Enfin, le pactole… S’il n’y avait que cette broutille! Car Angela Merkel oublie souvent de rappeler que l’asphyxie hellène a offert aux finances germaniques un profitable appel d’air. L’Allemagne a notamment pu réaliser des économies budgétaires de quelque 100 milliards d’euros en profitant de la politique monétaire de la BCE depuis le début de la crise grecque en 2010. L’Allemagne a également fait ses emplettes lors des privatisations concédées par Athènes en échange de l’aide européenne : on se souvient notamment du rachat par l’Allemagne de 14 aéroports régionaux grecs, dont le très touristique aéroport de Corfou. Une colonisation économique qui tait son nom…
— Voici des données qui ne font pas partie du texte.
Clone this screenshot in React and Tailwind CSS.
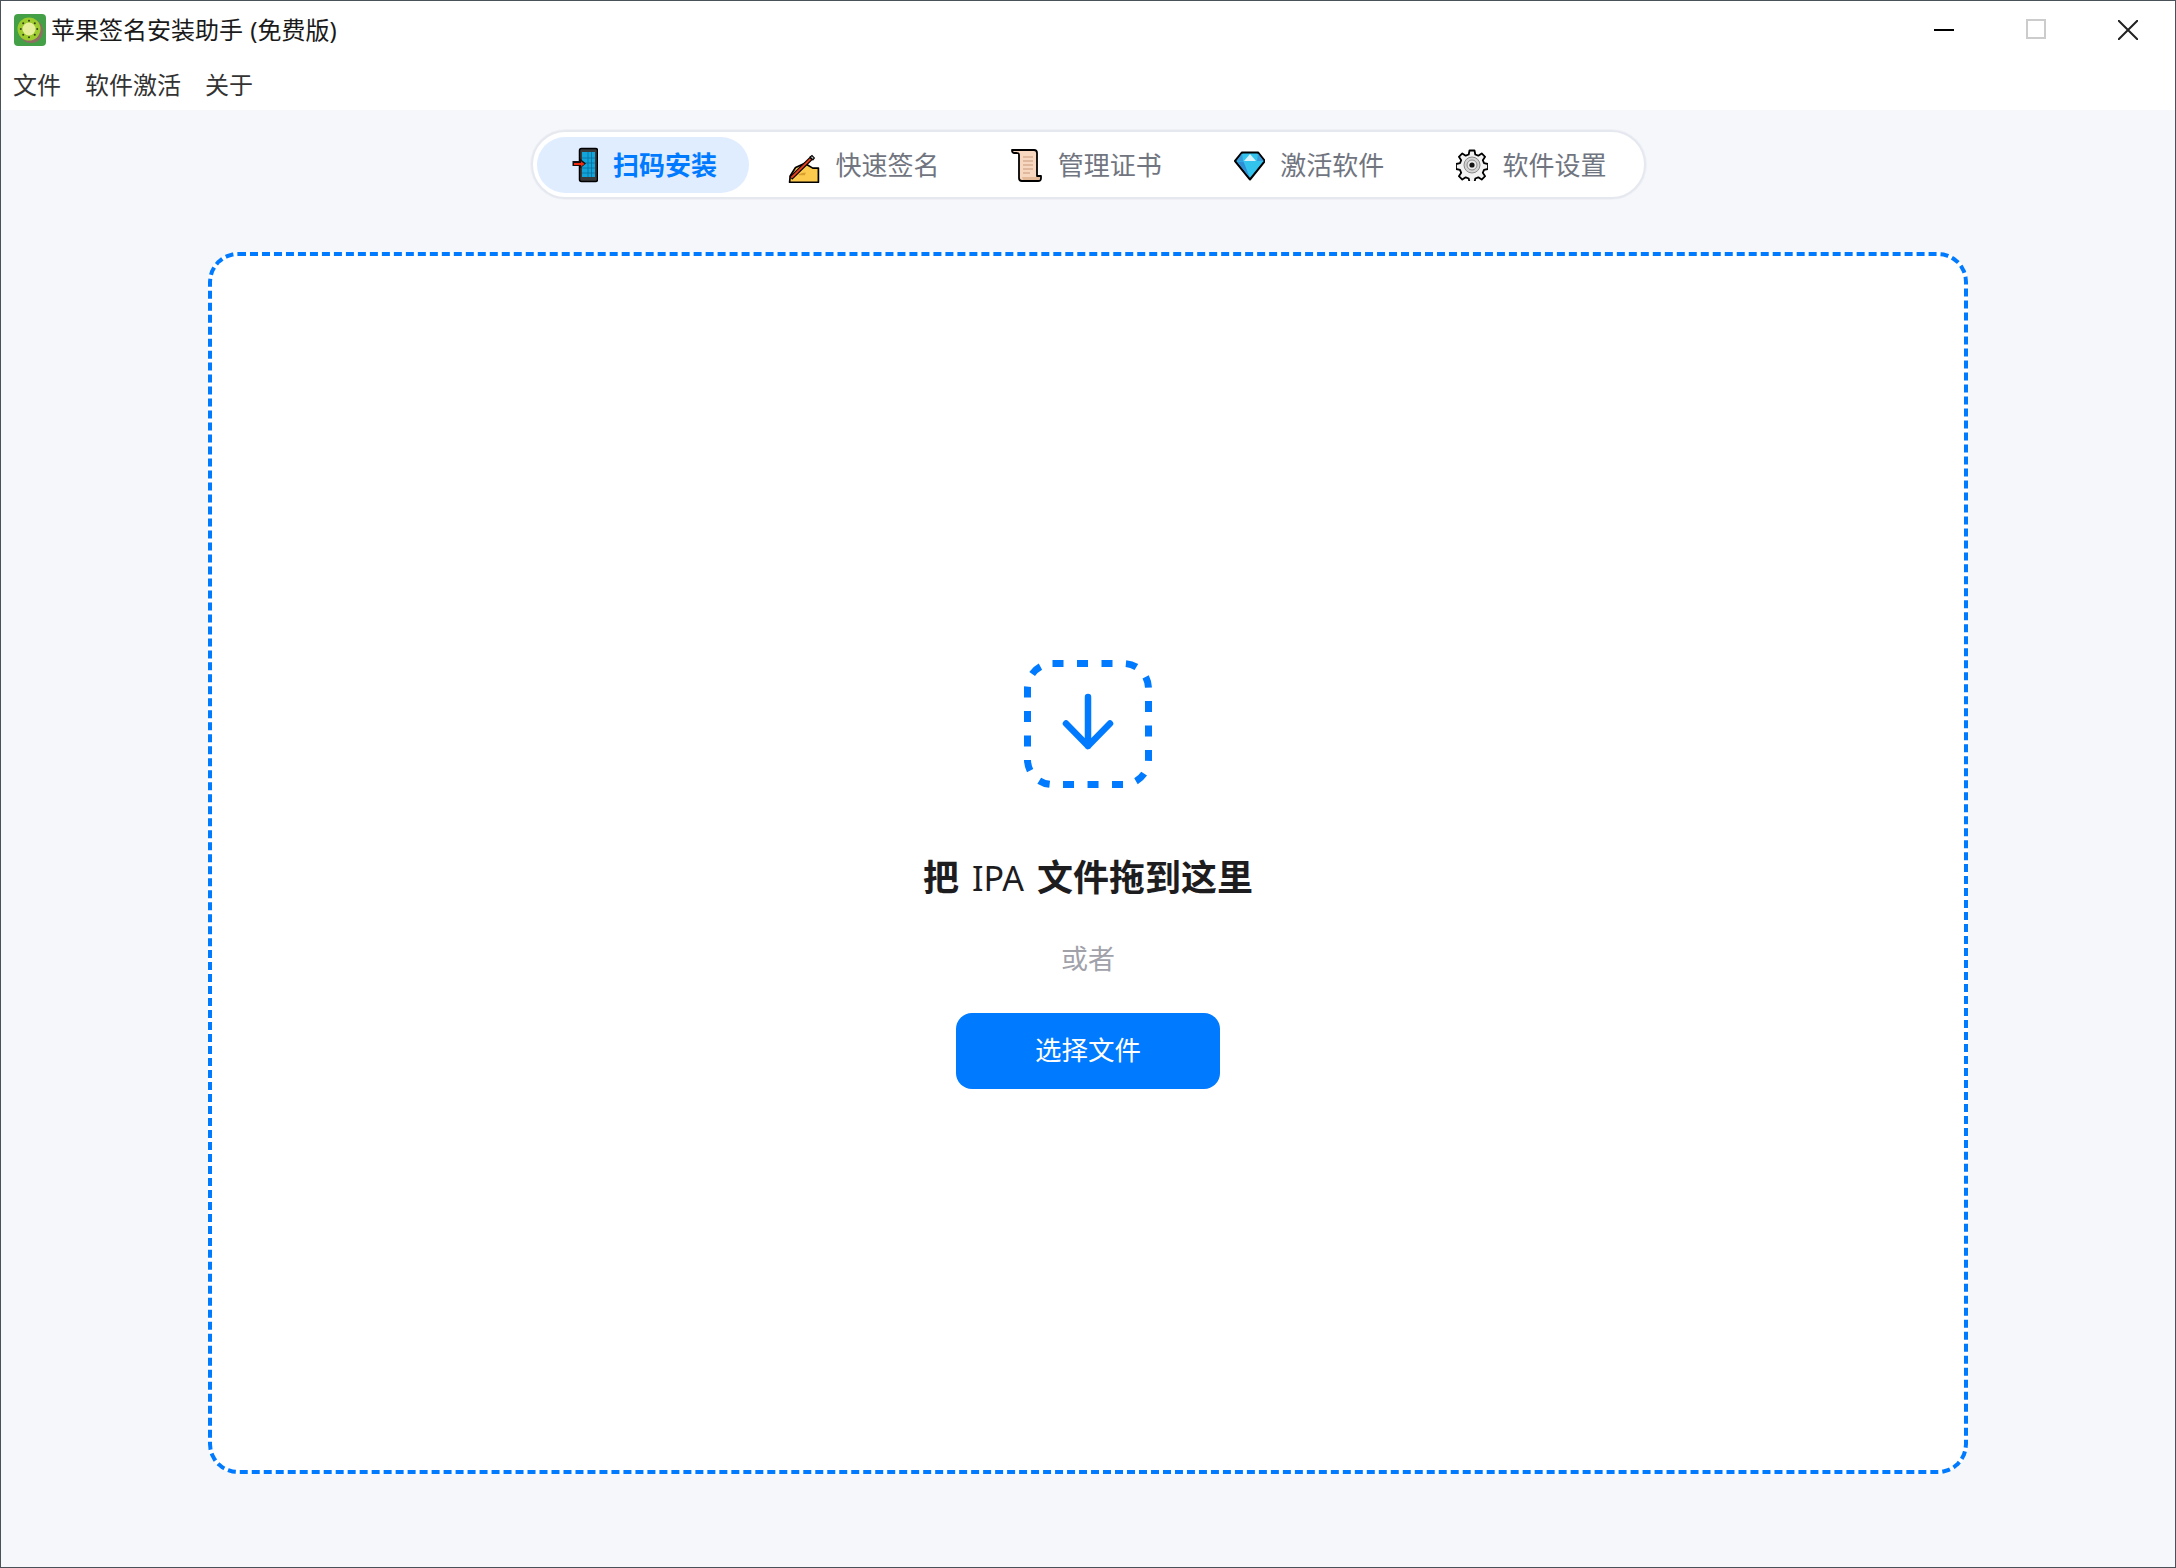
import { useState } from 'react';

const FONT = "font-['Noto_Sans','Noto_Sans_CJK_SC',sans-serif]";

const KiwiIcon = () => (
  <svg width="32" height="32" viewBox="0 0 32 32" className="shrink-0">
    <rect width="32" height="32" rx="4" fill="#43a047" />
    <circle cx="17" cy="17" r="12" fill="#8d6e63" />
    <circle cx="15" cy="15" r="11.5" fill="#9ccc2e" />
    <circle cx="15" cy="15" r="6.5" fill="#e6ee9c" />
    {[0, 45, 90, 135, 180, 225, 270, 315].map(a => (
      <circle key={a} cx="15" cy="6.8" r="1" fill="#33421a" transform={`rotate(${a} 15 15)`} />
    ))}
  </svg>
);

const PhoneIcon = () => (
  <svg width="32" height="38" viewBox="-6 -1 32 38">
    <rect x="7.500" y="1.500" width="18" height="33" rx="2" fill="#3a3a3a" stroke="#000" strokeWidth="1.500" />
    <rect x="10" y="5" width="13" height="25" fill="#12a5dc" />
    <path d="M16 5v25M19.500 5v25M10 11h13M10 16h13M10 21h13M10 26h13" stroke="#0a6f9c" strokeWidth="0.800" />
    <path d="M0.500 14h7.500v-2.500l6 5-6 5v-2.500H0.500z" fill="#111" />
    <path d="M2 16h7v-1.800l3.500 2.800-3.500 2.800V18H2z" fill="#f02b12" />
  </svg>
);

const SignIcon = () => (
  <svg width="34" height="40" viewBox="0 0 34 40">
    <path d="M1.700 38.300 2.300 31.700 8 22.700 18 18.300 26.300 23.300H32.300V38.300z" fill="#fccb4e" stroke="#000" strokeWidth="1.800" strokeLinejoin="round" />
    <path d="M11 30c3-1 5-2 8-2l-1 3h-6z" fill="#d9a02f" />
    <path d="M3 34 25.300 12.300" stroke="#000" strokeWidth="4.400" />
    <path d="M3.500 33.500 24 13.500" stroke="#e8401c" strokeWidth="2" />
    <path d="M23.500 11.500l2-1.500 2.500 2.500-1.500 2z" fill="#c9c4c0" stroke="#000" strokeWidth="1.200" />
  </svg>
);

const ScrollIcon = () => (
  <svg width="32" height="34" viewBox="0 0 32 34">
    <path d="M1 2h22a3 3 0 0 1 3 3v23h4v2a3 3 0 0 1-3 3H11a3 3 0 0 1-3-3V7c0-2-1-2-3-2H3C1.500 5 1 3.500 1 2z" fill="#f7d7c0" stroke="#000" strokeWidth="1.800" strokeLinejoin="round" />
    <path d="M11 29h18v2a1.500 1.500 0 0 1-1.500 1H12z" fill="#e3b998" />
    <path d="M12 9h10M12 13h10M12 17h10M12 21h10M12 25h7" stroke="#c79a7c" strokeWidth="1.200" />
  </svg>
);

const GemIcon = () => (
  <svg width="32" height="34" viewBox="-1 -3 32 34">
    <path d="M8 1.500h16L31 10 16 28.500 1 10z" fill="#33c4ee" stroke="#000" strokeWidth="2" strokeLinejoin="round" />
    <path d="M8 2.500 2.500 10H9z M24 2.500 29.500 10H23z" fill="#3a9ad9" />
    <path d="M16 3l6 7H10z" fill="#d6f3fc" />
    <path d="M3 10.500h6.500L16 27z" fill="#2f8fd6" />
  </svg>
);

const GearIcon = () => (
  <svg width="32" height="32" viewBox="0 0 32 32">
    <path d="M13.500 1.500h5l.8 4 3 1.200 3.400-2.300 3.400 3.400-2.300 3.400 1.200 3 4 .8v5l-4 .8-1.200 3 2.300 3.400-3.400 3.400-3.400-2.300-3 1.200-.8 4h-5l-.8-4-3-1.200-3.400 2.300-3.400-3.400 2.300-3.400-1.200-3-4-.8v-5l4-.8 1.200-3-2.300-3.400 3.400-3.400 3.400 2.300 3-1.200z" fill="#f2f2f2" stroke="#000" strokeWidth="1.800" strokeLinejoin="round" />
    <circle cx="16" cy="16" r="8" fill="#d4d4d4" stroke="#8a8a8a" strokeWidth="1" />
    <circle cx="16" cy="16" r="5" fill="#ececec" stroke="#8a8a8a" strokeWidth="1" />
    <circle cx="16" cy="16" r="2.600" fill="#111" />
  </svg>
);

const tabs = [
  { label: '扫码安装', icon: <PhoneIcon /> },
  { label: '快速签名', icon: <SignIcon /> },
  { label: '管理证书', icon: <ScrollIcon /> },
  { label: '激活软件', icon: <GemIcon /> },
  { label: '软件设置', icon: <GearIcon /> },
];

const DropIcon = () => (
  <svg width="128" height="128" viewBox="0 0 128 128" fill="none" stroke="#007aff">
    <rect x="3.500" y="3.500" width="121" height="121" rx="25" strokeWidth="7" strokeDasharray="11 13.500" />
    <path d="M64 37v49M42 63.500 64 86l22-22.500" strokeWidth="6.500" strokeLinecap="round" strokeLinejoin="round" />
  </svg>
);

export default function App() {
  const [active, setActive] = useState(0);

  return (
    <div className={`h-screen flex flex-col bg-[#f5f7fb] border border-[#4b5158] overflow-hidden ${FONT}`}>
      <div className="h-[59px] shrink-0 bg-white flex justify-between">
        <div className="h-[57px] flex items-center pl-[13px]">
          <KiwiIcon />
          <span className="ml-[5px] text-[24px] text-[#1a1a1a] [word-spacing:1px]">苹果签名安装助手 (免费版)</span>
        </div>
        <div className="flex pr-[1px]">
          <button className="w-[92px] h-[57px] flex items-center justify-center">
            <span className="block w-[20px] h-[2px] bg-black" />
          </button>
          <button className="w-[92px] h-[56px] flex items-center justify-center">
            <span className="block w-[20px] h-[20px] border-2 border-[#cccccc]" />
          </button>
          <button className="w-[92px] h-[57px] flex items-center justify-center">
            <svg width="20" height="20" viewBox="0 0 20 20" stroke="#222" strokeWidth="2">
              <path d="M0 0l20 20M20 0 0 20" />
            </svg>
          </button>
        </div>
      </div>

      <div className="h-[50px] shrink-0 bg-white flex items-center gap-6 pl-3 text-[24px] text-[#333333]">
        <span>文件</span>
        <span>软件激活</span>
        <span>关于</span>
      </div>

      <main className="flex-1 flex flex-col items-center pt-5">
        <nav className="grid grid-cols-5 gap-[10px] w-[1115px] h-[69px] p-[4.5px] bg-white border-2 border-[#e6e8f0] rounded-full shadow-[0_0_0_1px_#eef0f5]">
          {tabs.map((tab, i) => (
            <button
              key={tab.label}
              onClick={() => setActive(i)}
              className={`h-14 rounded-full flex items-center pl-[29px] gap-[15px] text-[26px] ${active === i ? 'bg-[#e0edff] text-[#007aff] font-semibold' : 'text-[#71757f]'}`}
            >
              <span className="w-8 h-9 flex items-center justify-center">{tab.icon}</span>
              <span className="mt-[2px]">{tab.label}</span>
            </button>
          ))}
        </nav>

        <section className="mt-[53px] w-[1760px] h-[1222px] bg-white border-4 border-dashed border-[#007aff] rounded-[30px] flex flex-col items-center pt-[404px]">
          <DropIcon />
          <h1 className="mt-[63px] text-[36px] leading-[54px] font-bold text-[#1d1d1f] [word-spacing:3.5px]">
            把 <span className="font-normal text-[34px]">IPA</span> 文件拖到这里
          </h1>
          <p className="mt-[34px] text-[27px] leading-[40px] text-[#a1a1aa]">或者</p>
          <button className="mt-[34px] w-[264px] h-[76px] rounded-2xl bg-[#007aff] text-white text-[26.5px]">
            选择文件
          </button>
        </section>
      </main>
    </div>
  );
}
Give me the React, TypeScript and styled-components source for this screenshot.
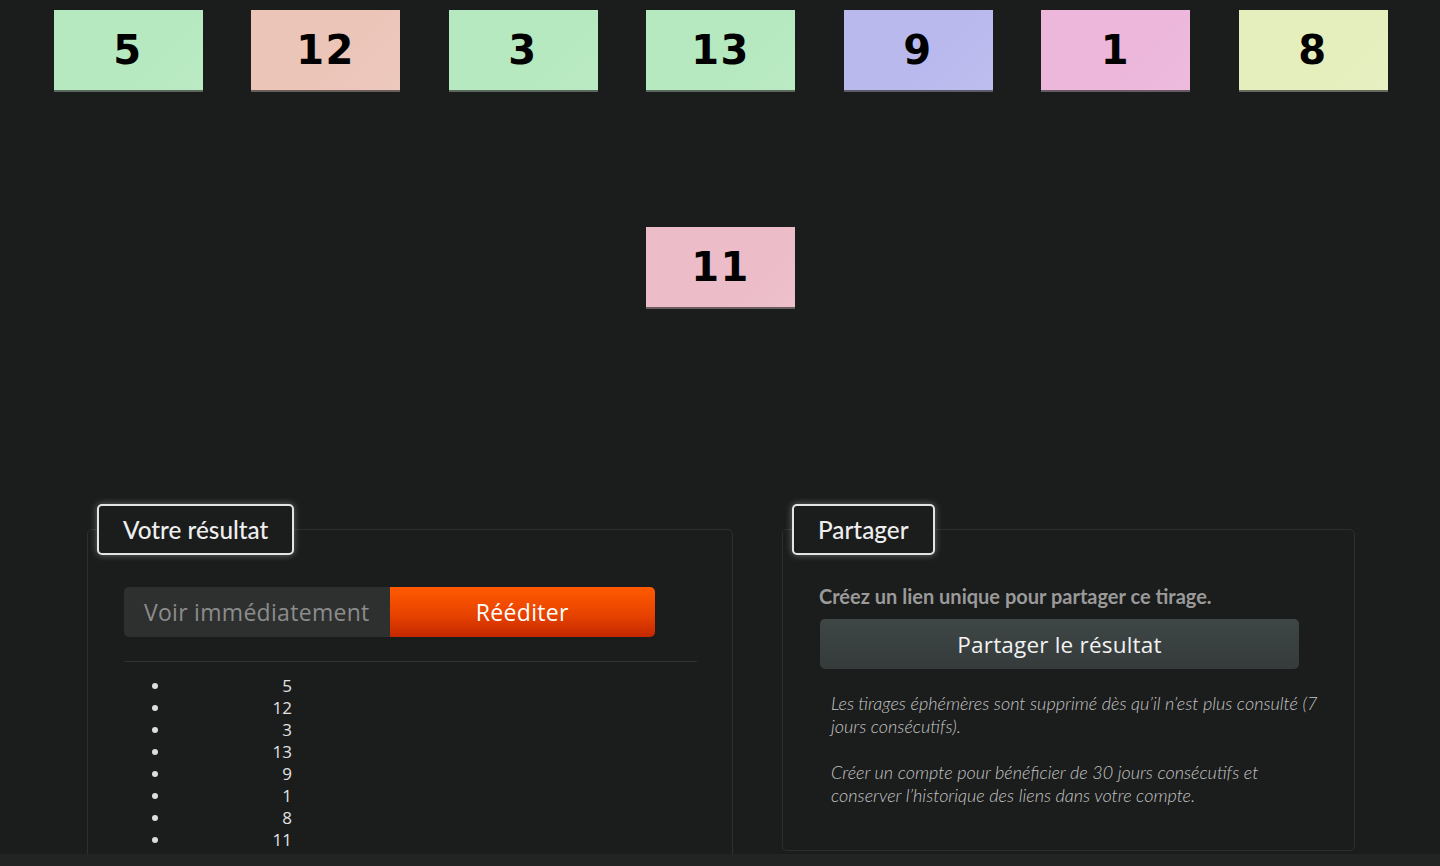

Mais, sans dédouaner la Grèce de ses graves erreurs financières, le pire est sûrement ce discours de mère-la-morale tenu par la chancelière allemande. Un discours totalement déplacé dès lors qu’on se rappelle de l’histoire économique de son pays. Car ne serait-ce qu’au XXe siècle, l’Allemagne a été trois fois en faillite! En 1953, par exemple, l’accord de Londres permet à la République fédérale d’Allemagne d’effacer plus de la moitié de sa dette d’avant et d’après-guerre. L’Allemagne a visiblement oublié que si elle a pu se relever il y a un demi-siècle, pendant que le reste de l’Europe pansait ses plaies laissées par la guerre, c’est au détriment de ses créanciers qui ont alors décidé de tirer un trait sur l’ardoise… L’un d’eux était la Grèce. Qui le regrette peut-être aujourd’hui.